▶ _SET EXERCISE_
Produce an exact transcription of the listing below, omitting the pictures.

▶ _SUPPLIED INFORMATION_
-------

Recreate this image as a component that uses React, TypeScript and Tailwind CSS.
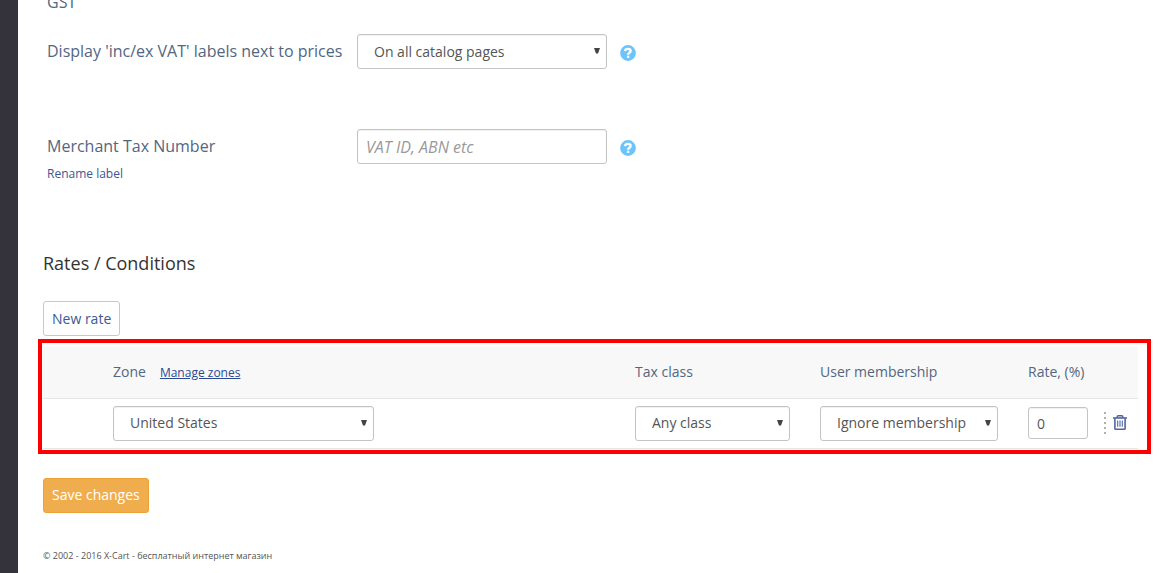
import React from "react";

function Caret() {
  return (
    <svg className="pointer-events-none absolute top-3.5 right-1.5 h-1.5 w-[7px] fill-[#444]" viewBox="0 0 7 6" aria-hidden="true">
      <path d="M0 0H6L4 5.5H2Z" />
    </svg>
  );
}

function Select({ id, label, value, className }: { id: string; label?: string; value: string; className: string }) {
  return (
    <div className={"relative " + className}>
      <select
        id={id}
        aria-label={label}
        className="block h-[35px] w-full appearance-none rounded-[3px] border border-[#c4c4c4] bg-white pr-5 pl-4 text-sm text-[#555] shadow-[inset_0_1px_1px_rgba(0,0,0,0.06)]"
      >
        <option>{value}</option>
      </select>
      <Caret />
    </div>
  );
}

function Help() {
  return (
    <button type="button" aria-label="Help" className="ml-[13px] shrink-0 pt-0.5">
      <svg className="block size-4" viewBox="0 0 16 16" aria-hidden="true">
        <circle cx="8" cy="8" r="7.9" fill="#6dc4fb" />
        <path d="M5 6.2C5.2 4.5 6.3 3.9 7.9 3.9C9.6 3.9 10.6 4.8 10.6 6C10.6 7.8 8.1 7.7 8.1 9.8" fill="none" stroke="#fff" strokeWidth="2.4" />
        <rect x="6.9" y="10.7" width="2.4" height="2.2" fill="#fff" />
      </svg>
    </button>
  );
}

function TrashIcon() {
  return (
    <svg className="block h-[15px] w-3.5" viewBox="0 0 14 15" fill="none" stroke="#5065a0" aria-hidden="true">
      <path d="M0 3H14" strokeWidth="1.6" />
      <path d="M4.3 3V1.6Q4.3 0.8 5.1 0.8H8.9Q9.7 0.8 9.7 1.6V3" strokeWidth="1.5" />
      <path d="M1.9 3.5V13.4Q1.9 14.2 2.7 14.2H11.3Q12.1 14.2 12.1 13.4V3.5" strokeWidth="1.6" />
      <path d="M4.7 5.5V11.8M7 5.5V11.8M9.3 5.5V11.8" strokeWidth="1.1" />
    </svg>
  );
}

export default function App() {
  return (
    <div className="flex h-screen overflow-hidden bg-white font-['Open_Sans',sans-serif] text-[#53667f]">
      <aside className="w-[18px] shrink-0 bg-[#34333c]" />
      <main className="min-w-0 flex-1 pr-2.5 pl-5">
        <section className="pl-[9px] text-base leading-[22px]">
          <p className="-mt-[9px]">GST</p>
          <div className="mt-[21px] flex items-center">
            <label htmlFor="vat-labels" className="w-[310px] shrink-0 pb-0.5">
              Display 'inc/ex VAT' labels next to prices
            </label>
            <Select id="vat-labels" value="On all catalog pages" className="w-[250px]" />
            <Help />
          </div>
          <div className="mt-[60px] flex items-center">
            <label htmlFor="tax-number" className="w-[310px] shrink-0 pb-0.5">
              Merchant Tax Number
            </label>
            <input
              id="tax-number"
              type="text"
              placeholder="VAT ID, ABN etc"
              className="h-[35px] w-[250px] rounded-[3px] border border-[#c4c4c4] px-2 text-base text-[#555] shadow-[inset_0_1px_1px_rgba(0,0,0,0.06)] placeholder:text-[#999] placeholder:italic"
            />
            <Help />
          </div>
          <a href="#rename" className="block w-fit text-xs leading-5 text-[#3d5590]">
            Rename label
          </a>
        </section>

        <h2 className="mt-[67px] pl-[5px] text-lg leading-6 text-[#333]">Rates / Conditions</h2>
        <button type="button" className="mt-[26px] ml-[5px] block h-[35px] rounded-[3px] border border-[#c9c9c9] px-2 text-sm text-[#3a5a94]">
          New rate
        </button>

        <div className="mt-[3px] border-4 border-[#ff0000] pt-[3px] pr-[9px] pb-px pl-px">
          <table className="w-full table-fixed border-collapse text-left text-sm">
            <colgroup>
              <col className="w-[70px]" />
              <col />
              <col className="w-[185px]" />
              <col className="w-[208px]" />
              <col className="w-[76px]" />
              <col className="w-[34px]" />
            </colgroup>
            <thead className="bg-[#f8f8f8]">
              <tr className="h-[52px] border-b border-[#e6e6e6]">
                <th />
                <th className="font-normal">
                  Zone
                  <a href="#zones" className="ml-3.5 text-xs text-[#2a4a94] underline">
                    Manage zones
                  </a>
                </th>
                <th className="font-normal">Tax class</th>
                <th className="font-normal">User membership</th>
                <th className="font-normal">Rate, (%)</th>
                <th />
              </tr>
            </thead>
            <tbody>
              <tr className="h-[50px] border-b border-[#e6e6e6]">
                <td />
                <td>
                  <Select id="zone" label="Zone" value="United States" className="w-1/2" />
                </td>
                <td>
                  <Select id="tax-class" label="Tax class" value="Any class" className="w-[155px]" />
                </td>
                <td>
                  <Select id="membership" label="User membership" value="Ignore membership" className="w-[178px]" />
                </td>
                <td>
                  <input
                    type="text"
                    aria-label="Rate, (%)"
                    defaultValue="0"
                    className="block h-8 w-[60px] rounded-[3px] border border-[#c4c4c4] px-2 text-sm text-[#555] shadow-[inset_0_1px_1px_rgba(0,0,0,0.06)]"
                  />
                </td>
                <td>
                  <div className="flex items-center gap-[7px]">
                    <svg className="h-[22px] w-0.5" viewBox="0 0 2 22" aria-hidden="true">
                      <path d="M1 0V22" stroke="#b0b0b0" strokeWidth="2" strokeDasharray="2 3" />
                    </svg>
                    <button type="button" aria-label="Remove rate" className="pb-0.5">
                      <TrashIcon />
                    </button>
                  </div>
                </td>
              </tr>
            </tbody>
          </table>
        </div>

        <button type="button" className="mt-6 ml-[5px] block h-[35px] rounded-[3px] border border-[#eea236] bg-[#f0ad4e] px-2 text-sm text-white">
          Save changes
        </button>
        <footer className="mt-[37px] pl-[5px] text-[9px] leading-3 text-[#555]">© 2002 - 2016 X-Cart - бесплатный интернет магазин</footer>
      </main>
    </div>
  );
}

-------

▶ _EXERCISE RESPONSE_
Recreate this image as a component that uses React, TypeScript and Tailwind CSS.
import React from "react";

function Caret() {
  return (
    <svg className="pointer-events-none absolute top-3.5 right-1.5 h-1.5 w-[7px] fill-[#444]" viewBox="0 0 7 6" aria-hidden="true">
      <path d="M0 0H6L4 5.5H2Z" />
    </svg>
  );
}

function Select({ id, label, value, className }: { id: string; label?: string; value: string; className: string }) {
  return (
    <div className={"relative " + className}>
      <select
        id={id}
        aria-label={label}
        className="block h-[35px] w-full appearance-none rounded-[3px] border border-[#c4c4c4] bg-white pr-5 pl-4 text-sm text-[#555] shadow-[inset_0_1px_1px_rgba(0,0,0,0.06)]"
      >
        <option>{value}</option>
      </select>
      <Caret />
    </div>
  );
}

function Help() {
  return (
    <button type="button" aria-label="Help" className="ml-[13px] shrink-0 pt-0.5">
      <svg className="block size-4" viewBox="0 0 16 16" aria-hidden="true">
        <circle cx="8" cy="8" r="7.9" fill="#6dc4fb" />
        <path d="M5 6.2C5.2 4.5 6.3 3.9 7.9 3.9C9.6 3.9 10.6 4.8 10.6 6C10.6 7.8 8.1 7.7 8.1 9.8" fill="none" stroke="#fff" strokeWidth="2.4" />
        <rect x="6.9" y="10.7" width="2.4" height="2.2" fill="#fff" />
      </svg>
    </button>
  );
}

function TrashIcon() {
  return (
    <svg className="block h-[15px] w-3.5" viewBox="0 0 14 15" fill="none" stroke="#5065a0" aria-hidden="true">
      <path d="M0 3H14" strokeWidth="1.6" />
      <path d="M4.3 3V1.6Q4.3 0.8 5.1 0.8H8.9Q9.7 0.8 9.7 1.6V3" strokeWidth="1.5" />
      <path d="M1.9 3.5V13.4Q1.9 14.2 2.7 14.2H11.3Q12.1 14.2 12.1 13.4V3.5" strokeWidth="1.6" />
      <path d="M4.7 5.5V11.8M7 5.5V11.8M9.3 5.5V11.8" strokeWidth="1.1" />
    </svg>
  );
}

export default function App() {
  return (
    <div className="flex h-screen overflow-hidden bg-white font-['Open_Sans',sans-serif] text-[#53667f]">
      <aside className="w-[18px] shrink-0 bg-[#34333c]" />
      <main className="min-w-0 flex-1 pr-2.5 pl-5">
        <section className="pl-[9px] text-base leading-[22px]">
          <p className="-mt-[9px]">GST</p>
          <div className="mt-[21px] flex items-center">
            <label htmlFor="vat-labels" className="w-[310px] shrink-0 pb-0.5">
              Display 'inc/ex VAT' labels next to prices
            </label>
            <Select id="vat-labels" value="On all catalog pages" className="w-[250px]" />
            <Help />
          </div>
          <div className="mt-[60px] flex items-center">
            <label htmlFor="tax-number" className="w-[310px] shrink-0 pb-0.5">
              Merchant Tax Number
            </label>
            <input
              id="tax-number"
              type="text"
              placeholder="VAT ID, ABN etc"
              className="h-[35px] w-[250px] rounded-[3px] border border-[#c4c4c4] px-2 text-base text-[#555] shadow-[inset_0_1px_1px_rgba(0,0,0,0.06)] placeholder:text-[#999] placeholder:italic"
            />
            <Help />
          </div>
          <a href="#rename" className="block w-fit text-xs leading-5 text-[#3d5590]">
            Rename label
          </a>
        </section>

        <h2 className="mt-[67px] pl-[5px] text-lg leading-6 text-[#333]">Rates / Conditions</h2>
        <button type="button" className="mt-[26px] ml-[5px] block h-[35px] rounded-[3px] border border-[#c9c9c9] px-2 text-sm text-[#3a5a94]">
          New rate
        </button>

        <div className="mt-[3px] border-4 border-[#ff0000] pt-[3px] pr-[9px] pb-px pl-px">
          <table className="w-full table-fixed border-collapse text-left text-sm">
            <colgroup>
              <col className="w-[70px]" />
              <col />
              <col className="w-[185px]" />
              <col className="w-[208px]" />
              <col className="w-[76px]" />
              <col className="w-[34px]" />
            </colgroup>
            <thead className="bg-[#f8f8f8]">
              <tr className="h-[52px] border-b border-[#e6e6e6]">
                <th />
                <th className="font-normal">
                  Zone
                  <a href="#zones" className="ml-3.5 text-xs text-[#2a4a94] underline">
                    Manage zones
                  </a>
                </th>
                <th className="font-normal">Tax class</th>
                <th className="font-normal">User membership</th>
                <th className="font-normal">Rate, (%)</th>
                <th />
              </tr>
            </thead>
            <tbody>
              <tr className="h-[50px] border-b border-[#e6e6e6]">
                <td />
                <td>
                  <Select id="zone" label="Zone" value="United States" className="w-1/2" />
                </td>
                <td>
                  <Select id="tax-class" label="Tax class" value="Any class" className="w-[155px]" />
                </td>
                <td>
                  <Select id="membership" label="User membership" value="Ignore membership" className="w-[178px]" />
                </td>
                <td>
                  <input
                    type="text"
                    aria-label="Rate, (%)"
                    defaultValue="0"
                    className="block h-8 w-[60px] rounded-[3px] border border-[#c4c4c4] px-2 text-sm text-[#555] shadow-[inset_0_1px_1px_rgba(0,0,0,0.06)]"
                  />
                </td>
                <td>
                  <div className="flex items-center gap-[7px]">
                    <svg className="h-[22px] w-0.5" viewBox="0 0 2 22" aria-hidden="true">
                      <path d="M1 0V22" stroke="#b0b0b0" strokeWidth="2" strokeDasharray="2 3" />
                    </svg>
                    <button type="button" aria-label="Remove rate" className="pb-0.5">
                      <TrashIcon />
                    </button>
                  </div>
                </td>
              </tr>
            </tbody>
          </table>
        </div>

        <button type="button" className="mt-6 ml-[5px] block h-[35px] rounded-[3px] border border-[#eea236] bg-[#f0ad4e] px-2 text-sm text-white">
          Save changes
        </button>
        <footer className="mt-[37px] pl-[5px] text-[9px] leading-3 text-[#555]">© 2002 - 2016 X-Cart - бесплатный интернет магазин</footer>
      </main>
    </div>
  );
}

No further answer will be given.